— START —

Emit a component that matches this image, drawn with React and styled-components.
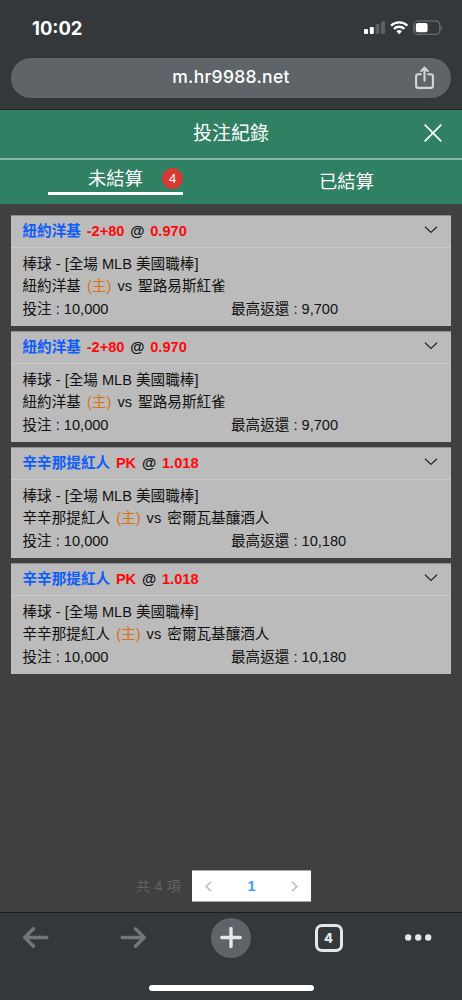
import React from 'react';
import { createGlobalStyle, styled } from 'styled-components';

const bets = [
  { id: 1, team: '紐約洋基', handicap: '-2+80', odds: '0.970', away: '聖路易斯紅雀', payout: '9,700' },
  { id: 2, team: '紐約洋基', handicap: '-2+80', odds: '0.970', away: '聖路易斯紅雀', payout: '9,700' },
  { id: 3, team: '辛辛那提紅人', handicap: 'PK', odds: '1.018', away: '密爾瓦基釀酒人', payout: '10,180' },
  { id: 4, team: '辛辛那提紅人', handicap: 'PK', odds: '1.018', away: '密爾瓦基釀酒人', payout: '10,180' },
];

function StatusIcons() {
  return (
    <svg width="80" height="16" viewBox="0 0 80 16">
      <rect x="0" y="9" width="4" height="5" rx="1" fill="#fff" />
      <rect x="5.8" y="7" width="4" height="7" rx="1" fill="#fff" />
      <rect x="11.5" y="4" width="4" height="10" rx="1" fill="#5d6061" />
      <rect x="17" y="1.2" width="4" height="12.8" rx="1" fill="#5d6061" />
      <g fill="none" stroke="#fff" strokeWidth="2.3">
        <path d="M27 5.7a11.8 11.8 0 0 1 16.4 0" />
        <path d="M30 8.9a7.4 7.4 0 0 1 10.4 0" />
      </g>
      <path d="M35.2 14.2l-2.8-2.9a4 4 0 0 1 5.6 0z" fill="#fff" />
      <rect x="49.9" y="1" width="26" height="13.2" rx="3.8" fill="none" stroke="#77797a" strokeWidth="1.1" />
      <rect x="51.8" y="2.9" width="11.8" height="9.4" rx="2" fill="#fff" />
      <path d="M77.2 5.4q2 2.2 0 4.4z" fill="#77797a" />
    </svg>
  );
}

function BetCard({ bet }) {
  return (
    <Card>
      <CardHead>
        <Pick>
          <Team>{bet.team}</Team>
          <Red>{bet.handicap}</Red>
          <span>@</span>
          <Red>{bet.odds}</Red>
        </Pick>
        <svg width="14" height="8" viewBox="0 0 14 8" fill="none" stroke="#2b2b2b" strokeWidth="1.3">
          <path d="M1 .7l6 5.7L13 .7" />
        </svg>
      </CardHead>
      <CardBody>
        <Line>棒球 - [全場 MLB 美國職棒]</Line>
        <Line $gap>
          <span>{bet.team}</span>
          <Home>(主)</Home>
          <span>vs</span>
          <span>{bet.away}</span>
        </Line>
        <Amounts>
          <span>投注 : 10,000</span>
          <span>最高返還 : {bet.payout}</span>
        </Amounts>
      </CardBody>
    </Card>
  );
}

export default function App() {
  return (
    <>
      <GlobalStyle />
      <Screen>
        <BrowserTop>
          <StatusBar>
            <Clock>10:02</Clock>
            <StatusIcons />
          </StatusBar>
          <AddressBar>
            <Url>m.hr9988.net</Url>
            <svg width="20" height="24" viewBox="0 0 20 24" fill="none" stroke="#d3d6db" strokeWidth="2.1" strokeLinecap="round" strokeLinejoin="round">
              <path d="M5.800 8.200H3.300Q1.100 8.200 1.100 10.400v9.300q0 2.200 2.200 2.200h12.400q2.200 0 2.200-2.200v-9.300q0-2.200-2.200-2.200H13.200M9.500 14.800V2M6.300 5l3.200-3.300L12.700 5" />
            </svg>
          </AddressBar>
        </BrowserTop>

        <TitleBar>
          <Title>投注紀錄</Title>
          <svg width="18" height="18" viewBox="0 0 18 18" fill="none" stroke="#fff" strokeWidth="1.7">
            <path d="M.7.7l16.600 16.600M17.300.7L.7 17.300" />
          </svg>
        </TitleBar>
        <Tabs>
          <Tab>
            <ActiveLabel>
              <span />
              <span>未結算</span>
              <Badge>4</Badge>
            </ActiveLabel>
          </Tab>
          <Tab>已結算</Tab>
        </Tabs>

        <Content>
          {bets.map((bet) => (
            <BetCard key={bet.id} bet={bet} />
          ))}
          <Pagination>
            <Total>共 4 項</Total>
            <Pager>
              <svg width="7" height="11" viewBox="0 0 7 11" fill="none" stroke="#b8bcc4" strokeWidth="1.6">
                <path d="M6 .8L1.200 5.500 6 10.200" />
              </svg>
              <PageNumber>1</PageNumber>
              <svg width="7" height="11" viewBox="0 0 7 11" fill="none" stroke="#b8bcc4" strokeWidth="1.6">
                <path d="M1 .8l4.800 4.700L1 10.200" />
              </svg>
            </Pager>
          </Pagination>
        </Content>

        <BrowserBottom>
          <Toolbar>
            <ToolItem>
              <svg width="28" height="22" viewBox="0 0 28 22" fill="none" stroke="#737678" strokeWidth="3.400" strokeLinecap="round" strokeLinejoin="round">
                <path d="M24.800 10.500H2.800M11.500 1.800L2.800 10.500l8.700 8.700" />
              </svg>
            </ToolItem>
            <ToolItem>
              <svg width="28" height="22" viewBox="0 0 28 22" fill="none" stroke="#737678" strokeWidth="3.400" strokeLinecap="round" strokeLinejoin="round">
                <path d="M2.200 10.500h22M15.500 1.800l8.700 8.700-8.700 8.700" />
              </svg>
            </ToolItem>
            <ToolItem>
              <NewTab>
                <svg width="22" height="22" viewBox="0 0 22 22" stroke="#e4e6ea" strokeWidth="3.400" strokeLinecap="round">
                  <path d="M1.800 10.500h18.400M11 1.500v18" />
                </svg>
              </NewTab>
            </ToolItem>
            <ToolItem>
              <TabCount>4</TabCount>
            </ToolItem>
            <ToolItem>
              <svg width="28" height="8" viewBox="0 0 28 8" fill="#e4e6ea">
                <circle cx="4.200" cy="3.500" r="3.200" />
                <circle cx="14.200" cy="3.500" r="3.200" />
                <circle cx="24.200" cy="3.500" r="3.200" />
              </svg>
            </ToolItem>
          </Toolbar>
          <HomeIndicator />
        </BrowserBottom>
      </Screen>
    </>
  );
}

const GlobalStyle = createGlobalStyle`
  * {
    box-sizing: border-box;
  }
  body {
    margin: 0;
    background: #404040;
    font-family: 'Liberation Sans', 'Noto Sans CJK TC', sans-serif;
  }
  svg {
    display: block;
    flex-shrink: 0;
  }
`;

const Screen = styled.div`
  display: flex;
  flex-direction: column;
  width: 462px;
  height: 1000px;
  overflow: hidden;
`;

const BrowserTop = styled.div`
  height: 110px;
  flex-shrink: 0;
  padding: 0 11px;
  background: #34383b;
  border-bottom: 1px solid #1d2123;
`;

const StatusBar = styled.div`
  display: flex;
  justify-content: space-between;
  align-items: center;
  height: 58px;
  padding: 0 7px 3px 21px;
`;

const Clock = styled.span`
  font-family: Inter, sans-serif;
  font-size: 18.4px;
  font-weight: 700;
  color: #fff;
`;

const AddressBar = styled.div`
  display: grid;
  grid-template-columns: 36px 1fr 36px;
  align-items: center;
  height: 40px;
  border-radius: 20px;
  background: #5f6468;

  svg {
    grid-column: 3;
  }
`;

const Url = styled.span`
  grid-column: 2;
  padding-bottom: 3px;
  font-family: Inter, sans-serif;
  font-size: 17.5px;
  font-weight: 500;
  letter-spacing: 0.3px;
  text-align: center;
  color: #fff;
`;

const TitleBar = styled.div`
  display: grid;
  grid-template-columns: 38px 1fr 38px;
  align-items: center;
  height: 50px;
  flex-shrink: 0;
  padding-bottom: 2px;
  background: #308064;
  border-bottom: 2px solid #8cb5a5;

  svg {
    grid-column: 3;
  }
`;

const Title = styled.div`
  grid-column: 2;
  padding-top: 2px;
  font-size: 19px;
  line-height: 24px;
  text-align: center;
  color: #fff;
`;

const Tabs = styled.div`
  display: flex;
  height: 44px;
  flex-shrink: 0;
  background: #308064;
`;

const Tab = styled.div`
  flex: 1;
  display: flex;
  justify-content: center;
  align-items: center;
  font-size: 18.3px;
  line-height: 24px;
  color: #fff;
`;

const ActiveLabel = styled.div`
  display: grid;
  grid-template-columns: 21px 1fr 21px;
  align-items: center;
  width: 135px;
  height: 29px;
  margin-top: -4px;
  border-bottom: 3px solid #fff;
  text-align: center;
`;

const Badge = styled.span`
  width: 21px;
  height: 21px;
  border-radius: 50%;
  background: #d73935;
  font-size: 13px;
  line-height: 21px;
`;

const Content = styled.div`
  flex: 1;
  display: flex;
  flex-direction: column;
  gap: 5px;
  padding: 11px 11px 10px;
  background: #404040;
`;

const Card = styled.div`
  height: 111px;
  background: #bbb;
  border-top: 1px solid #8d8d8d;
  font-size: 14.6px;
  color: #111;
`;

const CardHead = styled.div`
  display: flex;
  justify-content: space-between;
  align-items: center;
  height: 32px;
  padding: 0 13px 4px 11.5px;
  border-bottom: 1px solid #cbcbcb;
`;

const Pick = styled.div`
  display: flex;
  gap: 5.8px;
  padding-top: 3px;
  font-weight: 700;
  line-height: 22px;
`;

const Team = styled.span`
  color: #0d5dfb;
`;

const Red = styled.span`
  color: #ff0808;
`;

const CardBody = styled.div`
  padding: 5px 11.5px 0;
`;

const Line = styled.div`
  display: flex;
  gap: ${({ $gap }) => ($gap ? '6.1px' : '0')};
  height: 22.3px;
  line-height: 22.3px;
  white-space: nowrap;
`;

const Home = styled.span`
  color: #dc7210;
`;

const Amounts = styled(Line)`
  display: grid;
  grid-template-columns: 208.5px 1fr;
`;

const Pagination = styled.div`
  display: flex;
  align-items: center;
  gap: 11px;
  margin-top: auto;
  padding-left: 125px;
`;

const Total = styled.span`
  width: 45px;
  padding-bottom: 3px;
  font-size: 14.2px;
  letter-spacing: 0.2px;
  white-space: nowrap;
  color: #606266;
`;

const Pager = styled.div`
  display: flex;
  justify-content: space-between;
  align-items: center;
  width: 119px;
  height: 32px;
  padding: 0 13px;
  background: #fff;
  border: solid #aaa;
  border-width: 1px 0;
`;

const PageNumber = styled.span`
  font-size: 14.6px;
  font-weight: 700;
  color: #409eff;
`;

const BrowserBottom = styled.div`
  height: 88px;
  flex-shrink: 0;
  background: #34383b;
  border-top: 1px solid #191b1c;
`;

const Toolbar = styled.div`
  display: grid;
  grid-template-columns: 98px 97px 98px 97px 82px;
  height: 50px;
  margin-left: -13px;
`;

const ToolItem = styled.div`
  display: flex;
  justify-content: center;
  align-items: center;
`;

const NewTab = styled.div`
  display: flex;
  justify-content: center;
  align-items: center;
  width: 40px;
  height: 40px;
  border-radius: 50%;
  background: #5f6468;
`;

const TabCount = styled.div`
  width: 28px;
  height: 28px;
  border: 3px solid #e4e6ea;
  border-radius: 7px;
  font-family: Inter, sans-serif;
  font-size: 13px;
  font-weight: 800;
  line-height: 22px;
  text-align: center;
  color: #e4e6ea;
`;

const HomeIndicator = styled.div`
  width: 165px;
  height: 6px;
  margin: 22px auto 0;
  border-radius: 3px;
  background: #fff;
`;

— END —

Pick each line holding the word "components" out of the listing.

● **RESULT BELOW**:
Emit a component that matches this image, drawn with React and styled-components.
import { createGlobalStyle, styled } from 'styled-components';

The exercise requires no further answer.